Only a number is wanted here: the number of lines of the data that include "page".

─── Source data ───

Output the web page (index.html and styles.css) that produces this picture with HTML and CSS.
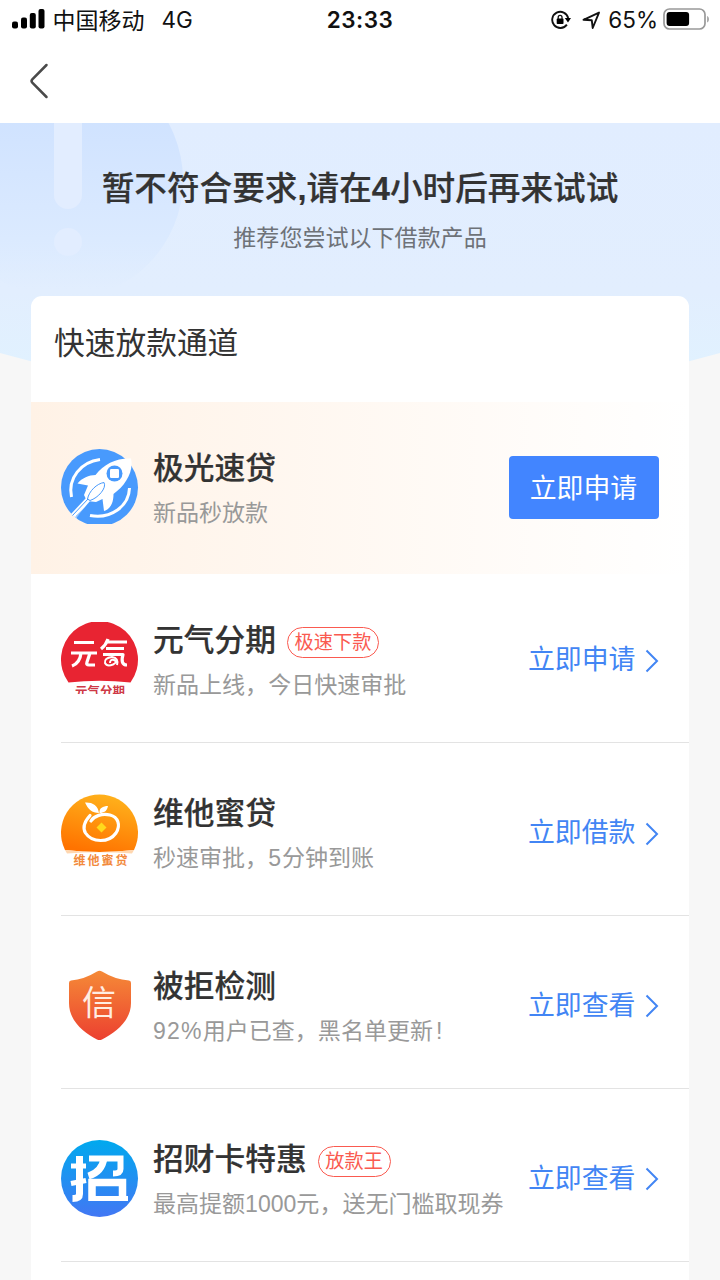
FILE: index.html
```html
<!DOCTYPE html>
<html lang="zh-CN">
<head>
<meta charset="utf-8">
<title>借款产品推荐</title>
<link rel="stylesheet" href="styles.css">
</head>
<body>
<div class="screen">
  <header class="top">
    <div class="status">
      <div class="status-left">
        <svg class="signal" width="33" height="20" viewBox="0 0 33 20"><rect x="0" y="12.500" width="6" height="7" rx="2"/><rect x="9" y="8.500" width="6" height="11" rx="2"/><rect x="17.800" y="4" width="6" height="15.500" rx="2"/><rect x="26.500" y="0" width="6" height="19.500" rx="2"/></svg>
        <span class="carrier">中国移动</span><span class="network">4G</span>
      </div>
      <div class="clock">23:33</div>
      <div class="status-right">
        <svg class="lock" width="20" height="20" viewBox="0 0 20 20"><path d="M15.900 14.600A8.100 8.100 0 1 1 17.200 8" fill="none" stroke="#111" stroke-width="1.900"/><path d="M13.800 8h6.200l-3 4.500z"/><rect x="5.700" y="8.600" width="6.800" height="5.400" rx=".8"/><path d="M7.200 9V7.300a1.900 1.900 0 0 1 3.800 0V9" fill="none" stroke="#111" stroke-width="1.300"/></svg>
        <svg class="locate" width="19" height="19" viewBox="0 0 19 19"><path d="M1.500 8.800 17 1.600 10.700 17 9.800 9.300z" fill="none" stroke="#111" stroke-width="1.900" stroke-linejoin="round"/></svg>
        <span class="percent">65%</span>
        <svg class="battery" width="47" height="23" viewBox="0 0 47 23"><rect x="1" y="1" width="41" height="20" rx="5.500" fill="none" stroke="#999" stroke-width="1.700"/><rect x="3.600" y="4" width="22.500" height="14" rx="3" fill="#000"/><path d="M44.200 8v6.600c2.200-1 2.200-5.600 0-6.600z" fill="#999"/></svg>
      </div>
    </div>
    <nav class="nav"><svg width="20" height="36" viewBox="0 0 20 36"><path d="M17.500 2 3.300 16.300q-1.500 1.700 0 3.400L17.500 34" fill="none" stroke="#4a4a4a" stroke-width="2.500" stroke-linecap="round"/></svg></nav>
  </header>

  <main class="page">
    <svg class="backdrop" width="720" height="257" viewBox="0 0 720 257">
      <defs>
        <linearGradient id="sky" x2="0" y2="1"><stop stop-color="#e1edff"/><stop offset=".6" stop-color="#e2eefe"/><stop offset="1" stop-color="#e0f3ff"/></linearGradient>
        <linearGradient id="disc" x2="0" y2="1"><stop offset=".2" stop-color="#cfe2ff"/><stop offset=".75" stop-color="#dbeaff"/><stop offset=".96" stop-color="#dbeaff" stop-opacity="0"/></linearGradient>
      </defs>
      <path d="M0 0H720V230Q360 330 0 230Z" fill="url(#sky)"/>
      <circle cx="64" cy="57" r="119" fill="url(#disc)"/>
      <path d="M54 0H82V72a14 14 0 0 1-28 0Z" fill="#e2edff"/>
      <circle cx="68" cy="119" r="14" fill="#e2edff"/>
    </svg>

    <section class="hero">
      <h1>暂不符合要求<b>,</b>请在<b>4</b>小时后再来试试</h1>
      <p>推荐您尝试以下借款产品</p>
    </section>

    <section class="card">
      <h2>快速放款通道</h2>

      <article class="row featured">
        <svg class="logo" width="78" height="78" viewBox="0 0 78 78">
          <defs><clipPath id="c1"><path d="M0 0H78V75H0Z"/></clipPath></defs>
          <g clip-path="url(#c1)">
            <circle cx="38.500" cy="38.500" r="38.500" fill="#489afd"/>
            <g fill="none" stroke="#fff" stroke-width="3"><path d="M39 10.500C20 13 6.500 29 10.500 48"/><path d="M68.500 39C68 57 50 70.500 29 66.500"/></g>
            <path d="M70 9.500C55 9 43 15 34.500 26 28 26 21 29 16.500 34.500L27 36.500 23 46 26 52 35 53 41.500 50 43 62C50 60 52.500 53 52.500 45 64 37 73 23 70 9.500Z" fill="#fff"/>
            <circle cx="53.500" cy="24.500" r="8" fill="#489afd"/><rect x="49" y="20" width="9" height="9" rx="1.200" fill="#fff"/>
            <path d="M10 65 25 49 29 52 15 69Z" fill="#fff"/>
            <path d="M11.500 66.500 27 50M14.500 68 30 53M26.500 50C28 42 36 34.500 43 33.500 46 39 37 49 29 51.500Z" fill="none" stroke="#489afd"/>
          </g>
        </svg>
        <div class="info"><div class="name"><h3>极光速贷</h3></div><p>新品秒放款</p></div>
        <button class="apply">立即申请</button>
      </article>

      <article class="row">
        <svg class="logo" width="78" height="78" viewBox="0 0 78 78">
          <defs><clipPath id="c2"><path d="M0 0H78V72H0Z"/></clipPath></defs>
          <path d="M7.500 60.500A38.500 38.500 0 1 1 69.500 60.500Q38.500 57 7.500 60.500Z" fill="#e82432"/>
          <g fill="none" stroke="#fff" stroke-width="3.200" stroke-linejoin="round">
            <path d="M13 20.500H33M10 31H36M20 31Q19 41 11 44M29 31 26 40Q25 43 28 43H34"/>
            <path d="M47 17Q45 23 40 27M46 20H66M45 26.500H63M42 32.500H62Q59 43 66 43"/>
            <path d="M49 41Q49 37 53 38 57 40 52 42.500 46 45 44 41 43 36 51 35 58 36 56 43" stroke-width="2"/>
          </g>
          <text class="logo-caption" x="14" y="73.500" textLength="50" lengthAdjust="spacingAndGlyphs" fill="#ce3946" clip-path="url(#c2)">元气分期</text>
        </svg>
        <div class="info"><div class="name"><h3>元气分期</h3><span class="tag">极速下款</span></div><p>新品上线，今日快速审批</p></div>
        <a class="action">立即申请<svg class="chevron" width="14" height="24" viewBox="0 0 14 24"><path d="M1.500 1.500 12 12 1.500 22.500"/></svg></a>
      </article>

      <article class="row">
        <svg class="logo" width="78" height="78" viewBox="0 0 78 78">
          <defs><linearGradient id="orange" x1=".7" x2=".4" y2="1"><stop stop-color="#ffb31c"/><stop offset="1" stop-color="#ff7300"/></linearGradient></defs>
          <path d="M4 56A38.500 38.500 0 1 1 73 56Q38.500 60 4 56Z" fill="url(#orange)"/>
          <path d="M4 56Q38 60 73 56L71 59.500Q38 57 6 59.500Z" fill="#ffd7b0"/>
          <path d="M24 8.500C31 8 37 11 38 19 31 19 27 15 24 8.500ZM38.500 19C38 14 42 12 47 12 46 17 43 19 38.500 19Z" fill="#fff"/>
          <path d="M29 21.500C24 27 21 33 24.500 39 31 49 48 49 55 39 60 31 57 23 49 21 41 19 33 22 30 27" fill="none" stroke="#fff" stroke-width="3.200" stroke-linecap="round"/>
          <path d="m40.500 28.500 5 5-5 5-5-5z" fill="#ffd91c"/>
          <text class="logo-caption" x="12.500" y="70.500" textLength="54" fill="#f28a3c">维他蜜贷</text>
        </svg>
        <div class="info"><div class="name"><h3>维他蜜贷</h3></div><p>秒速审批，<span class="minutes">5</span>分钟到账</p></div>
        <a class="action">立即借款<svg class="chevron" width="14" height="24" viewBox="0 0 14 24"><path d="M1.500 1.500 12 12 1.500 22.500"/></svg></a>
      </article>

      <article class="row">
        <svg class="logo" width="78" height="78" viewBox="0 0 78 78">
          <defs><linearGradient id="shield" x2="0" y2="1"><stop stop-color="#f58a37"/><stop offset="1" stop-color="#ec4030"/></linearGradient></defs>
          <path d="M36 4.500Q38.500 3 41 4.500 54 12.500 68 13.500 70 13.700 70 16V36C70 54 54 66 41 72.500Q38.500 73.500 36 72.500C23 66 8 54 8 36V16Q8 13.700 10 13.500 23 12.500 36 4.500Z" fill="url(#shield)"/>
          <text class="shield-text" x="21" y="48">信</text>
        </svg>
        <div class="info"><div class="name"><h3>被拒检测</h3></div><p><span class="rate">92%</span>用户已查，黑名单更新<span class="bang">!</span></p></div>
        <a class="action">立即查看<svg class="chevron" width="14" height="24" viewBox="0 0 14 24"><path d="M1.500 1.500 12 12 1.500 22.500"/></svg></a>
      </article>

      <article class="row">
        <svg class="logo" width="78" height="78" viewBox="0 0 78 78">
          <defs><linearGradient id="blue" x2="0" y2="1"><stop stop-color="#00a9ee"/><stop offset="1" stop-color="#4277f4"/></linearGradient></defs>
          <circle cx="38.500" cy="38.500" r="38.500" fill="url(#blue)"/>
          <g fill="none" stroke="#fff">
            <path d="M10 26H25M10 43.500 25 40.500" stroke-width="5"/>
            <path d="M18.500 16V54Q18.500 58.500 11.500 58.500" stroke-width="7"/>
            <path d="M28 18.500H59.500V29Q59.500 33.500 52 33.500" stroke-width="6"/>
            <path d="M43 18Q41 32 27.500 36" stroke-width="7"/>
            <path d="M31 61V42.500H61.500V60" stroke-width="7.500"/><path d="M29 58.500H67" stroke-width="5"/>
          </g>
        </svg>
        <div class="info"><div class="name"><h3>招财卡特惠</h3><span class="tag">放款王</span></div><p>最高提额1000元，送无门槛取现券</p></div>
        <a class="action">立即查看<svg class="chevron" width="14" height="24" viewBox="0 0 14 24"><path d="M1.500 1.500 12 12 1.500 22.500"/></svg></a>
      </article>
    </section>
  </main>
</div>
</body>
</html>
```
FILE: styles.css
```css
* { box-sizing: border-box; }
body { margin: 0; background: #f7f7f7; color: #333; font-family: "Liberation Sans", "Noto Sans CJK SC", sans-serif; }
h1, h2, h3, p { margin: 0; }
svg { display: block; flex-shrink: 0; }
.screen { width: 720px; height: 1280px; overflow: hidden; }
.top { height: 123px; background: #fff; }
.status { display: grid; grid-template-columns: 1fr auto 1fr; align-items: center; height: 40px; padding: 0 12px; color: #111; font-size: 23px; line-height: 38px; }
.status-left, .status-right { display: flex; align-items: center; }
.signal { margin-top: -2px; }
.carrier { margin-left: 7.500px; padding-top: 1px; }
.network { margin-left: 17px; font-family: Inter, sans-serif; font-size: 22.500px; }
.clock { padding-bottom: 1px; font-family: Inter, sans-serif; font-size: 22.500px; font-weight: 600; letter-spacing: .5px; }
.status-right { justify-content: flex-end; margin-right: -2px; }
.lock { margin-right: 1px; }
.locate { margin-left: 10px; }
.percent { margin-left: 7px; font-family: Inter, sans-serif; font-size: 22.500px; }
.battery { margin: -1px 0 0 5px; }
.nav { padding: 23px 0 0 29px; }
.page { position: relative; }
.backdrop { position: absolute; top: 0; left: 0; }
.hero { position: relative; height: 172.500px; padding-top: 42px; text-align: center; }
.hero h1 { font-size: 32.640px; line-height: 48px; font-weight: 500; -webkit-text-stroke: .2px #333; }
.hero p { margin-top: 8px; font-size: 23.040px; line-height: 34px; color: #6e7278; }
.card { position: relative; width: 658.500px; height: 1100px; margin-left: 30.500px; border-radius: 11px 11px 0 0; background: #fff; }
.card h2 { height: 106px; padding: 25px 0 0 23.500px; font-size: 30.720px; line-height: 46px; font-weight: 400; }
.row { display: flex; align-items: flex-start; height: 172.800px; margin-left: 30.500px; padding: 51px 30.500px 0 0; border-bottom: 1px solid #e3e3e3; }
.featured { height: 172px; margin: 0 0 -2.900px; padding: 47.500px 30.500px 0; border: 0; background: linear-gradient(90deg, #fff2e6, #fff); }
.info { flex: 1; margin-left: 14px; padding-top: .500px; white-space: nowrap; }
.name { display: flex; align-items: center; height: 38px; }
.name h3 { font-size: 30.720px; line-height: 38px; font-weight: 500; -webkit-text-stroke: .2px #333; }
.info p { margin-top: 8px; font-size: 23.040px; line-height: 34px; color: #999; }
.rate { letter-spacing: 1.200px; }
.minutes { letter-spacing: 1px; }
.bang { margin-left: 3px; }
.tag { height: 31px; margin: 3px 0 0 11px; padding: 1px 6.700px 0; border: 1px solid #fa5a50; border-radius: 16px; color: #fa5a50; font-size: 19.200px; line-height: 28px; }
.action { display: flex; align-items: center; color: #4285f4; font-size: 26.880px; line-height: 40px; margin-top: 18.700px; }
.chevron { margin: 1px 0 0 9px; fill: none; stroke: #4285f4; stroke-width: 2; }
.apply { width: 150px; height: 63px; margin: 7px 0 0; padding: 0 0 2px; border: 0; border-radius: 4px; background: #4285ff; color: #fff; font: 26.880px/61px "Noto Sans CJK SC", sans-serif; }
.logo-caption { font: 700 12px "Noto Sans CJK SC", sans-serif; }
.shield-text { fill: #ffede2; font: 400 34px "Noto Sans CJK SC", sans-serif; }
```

───

Reply to the task: 3